The lens is mounted on a translation carriage that allows setting the irradiated spot size to the desired value—once set, the spot size is held constant during the test. The sample is mounted in a precision multi-axis stage, which is used to position different test sites in the beam and to set the incidence angle. The polarization state is selected with a waveplate.

The incident laser pulse is sampled with uncoated quartz wedges-portions of the beam are directed to various detectors for measurement of total pulse energy, spatial profile, and temporal waveform. The sample surface and the visible laser radiation scattered from it are observed with a 20X optical microscope (not shown in the figure).

Scaling LIDT results

Because the LIDT results are highly dependent on the test parameters used, a common question is whether the results can be mapped to other wavelengths or pulse widths.
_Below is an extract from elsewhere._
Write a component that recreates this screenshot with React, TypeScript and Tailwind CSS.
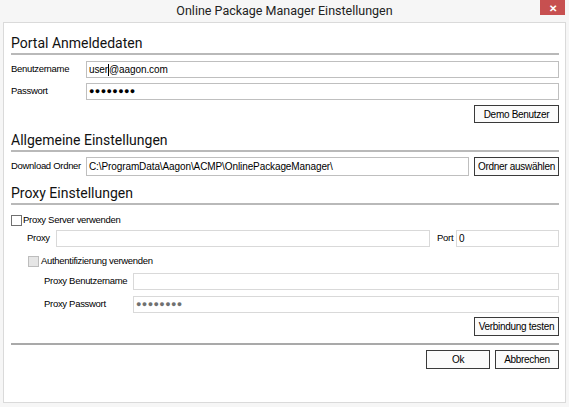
import React from "react";

const FONT = "font-['Liberation_Sans',Arial,sans-serif]";
const LABEL = `${FONT} whitespace-nowrap text-[9.5px] tracking-[-0.3px] text-black`;
const HEAD = "h-[20px] leading-[20px] whitespace-nowrap font-['Roboto',sans-serif] text-[14px] text-[#111]";
const INPUT = `flex items-center overflow-hidden whitespace-nowrap border border-[#bfbfbf] bg-white px-[2px] ${FONT} text-[10px] tracking-[-0.1px] text-black`;
const BTN = `flex items-center justify-center whitespace-nowrap border border-[#3a3a3a] bg-[#fbfbfb] ${FONT} text-[10px] tracking-[-0.3px] text-black`;

function Dots({ gray }: { gray?: boolean }) {
  return (
    <span
      className={`${FONT} text-[9px] tracking-[0.4px] ${gray ? "text-[#707070]" : "text-black"}`}
    >
      ●●●●●●●●
    </span>
  );
}

function SectionLine() {
  return <div className="h-[2px] bg-[#b9b9b9]" />;
}

function Checkbox({ disabled }: { disabled?: boolean }) {
  return (
    <span
      className={`block h-[11px] w-[11px] shrink-0 border ${
        disabled ? "border-[#bdbdbd] bg-[#e6e6e6]" : "border-[#707070] bg-white"
      }`}
    />
  );
}

export default function App() {
  return (
    <div className="flex h-[407px] w-[569px] flex-col bg-[#f6f6f6] select-none">
      {/* Title bar */}
      <div className="flex h-[22px] shrink-0 items-start">
        <div className="w-[29px]" />
        <div className="flex-1 pt-[2px] text-center font-['Roboto',sans-serif] text-[12.5px] leading-[18px] text-[#222]">
          Online Package Manager Einstellungen
        </div>
        <div className="mr-[4px] flex h-[15px] w-[25px] items-center justify-center bg-[#c75050] text-[10px] font-bold leading-none text-white">
          ✕
        </div>
      </div>

      {/* Content */}
      <div className="mx-[3px] mb-[4px] flex-1 border border-[#dadada] bg-white pl-[7px] pr-[6px]">
        <div className={`mt-[10px] ${HEAD}`}>Portal Anmeldedaten</div>
        <SectionLine />

        <div className="mt-[6px] flex h-[17px] items-center">
          <span className={`w-[75px] shrink-0 ${LABEL}`}>Benutzername</span>
          <div className={`h-full flex-1 ${INPUT}`}>
            user<span className="inline-block h-[12px] w-px bg-black" />@aagon.com
          </div>
        </div>
        <div className="mt-[5px] flex h-[17px] items-center">
          <span className={`w-[75px] shrink-0 ${LABEL}`}>Passwort</span>
          <div className={`h-full flex-1 ${INPUT}`}>
            <Dots />
          </div>
        </div>
        <div className="mt-[5px] flex justify-end">
          <div className={`h-[18px] w-[85px] ${BTN}`}>Demo Benutzer</div>
        </div>

        <div className={`mt-[7px] ${HEAD}`}>Allgemeine Einstellungen</div>
        <SectionLine />
        <div className="mt-[5px] flex h-[19px] items-center">
          <span className={`w-[75px] shrink-0 ${LABEL}`}>Download Ordner</span>
          <div className={`h-full flex-1 ${INPUT}`}>
            C:\ProgramData\Aagon\ACMP\OnlinePackageManager\
          </div>
          <div className={`ml-[5px] h-full w-[85px] ${BTN}`}>Ordner auswählen</div>
        </div>

        <div className={`mt-[7px] ${HEAD}`}>Proxy Einstellungen</div>
        <SectionLine />
        <div className="mt-[8px] flex h-[14px] items-center gap-[1px]">
          <Checkbox />
          <span className={`${LABEL}`}>Proxy Server verwenden</span>
        </div>

        <div className="mt-[3px] flex h-[17px] items-center pl-[16px]">
          <span className={`w-[29px] shrink-0 ${LABEL} text-[#8a8a8a]`}>Proxy</span>
          <div className={`h-full flex-1 ${INPUT} border-[#d9d9d9]`} />
          <span className={`w-[26px] shrink-0 pl-[7px] ${LABEL} text-[#8a8a8a]`}>Port</span>
          <div className={`h-full w-[103px] ${INPUT} border-[#d9d9d9] text-[#6a6a6a]`}>0</div>
        </div>

        <div className="mt-[7px] flex h-[14px] items-center gap-[2px] pl-[17px]">
          <Checkbox disabled />
          <span className={`${LABEL} text-[#8a8a8a]`}>Authentifizierung verwenden</span>
        </div>

        <div className="mt-[5px] flex h-[17px] items-center pl-[33px]">
          <span className={`w-[89px] shrink-0 ${LABEL} text-[#8a8a8a]`}>Proxy Benutzername</span>
          <div className={`h-full flex-1 ${INPUT} border-[#d9d9d9]`} />
        </div>
        <div className="mt-[6px] flex h-[17px] items-center pl-[33px]">
          <span className={`w-[89px] shrink-0 ${LABEL} text-[#8a8a8a]`}>Proxy Passwort</span>
          <div className={`h-full flex-1 ${INPUT} border-[#d9d9d9]`}>
            <Dots gray />
          </div>
        </div>

        <div className="mt-[4px] flex justify-end">
          <div className={`h-[19px] w-[85px] ${BTN}`}>Verbindung testen</div>
        </div>

        <div className="mt-[7px] h-[2px] bg-[#a9a9a9]" />

        <div className="mt-[5px] flex justify-end gap-[5px]">
          <div className={`h-[19px] w-[64px] ${BTN}`}>Ok</div>
          <div className={`h-[19px] w-[64px] ${BTN}`}>Abbrechen</div>
        </div>
      </div>
    </div>
  );
}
For pulse-width scaling, an industry-accepted approximation of Root T scaling can be used. The scaling coefficient is specific for a pulse-width regime. For example, "root T" scaling with scaling proportional to T1/2 (where T is pulse duration) can be used from roughly 30 ps to 100 ns as:

Irradiance (MW/cm2) = Irradianceold (MW/cm2) * SQRT(Told/Tnew)

or as:

Fluence (J/cm2) = Fluenceold (J/cm2) * SQRT(Tnew/Told)

Wavelength scaling has been shown to be inaccurate and is not recommended—see the white paper "Laser Induced Damage Threshold Wavelength Scaling, Fact or Fiction"6 for more information. A proper understanding of laser-damage thresholds can avoid costly mistakes by ensuring that an optical component will achieve the required performance for your application.

REFERENCES

1. T. H. Maiman, Nature, 187, 493–494 (Aug. 6, 1960); doi:10.1038/187493a0.

2. R. M. Wood, "Laser-induced damage by thermal effects," Laser-induced Damage in Optical Materials, 9–23 (2015).

3. G. L. Wood, "Laser induced optical damage in solids," Center for Night Vision and Electro-Optics (Jul. 1991).

4. D. B. Murphy and M. W. Davidson, Fundamentals of Light Microscopy and Electronic Imaging, 2nd ed., 173–197 (2012).

5. S. C. Sietel, Laser Damage Test Handbook and Database of Nd:YAG Laser Optics, 2.7–2.8 (1998).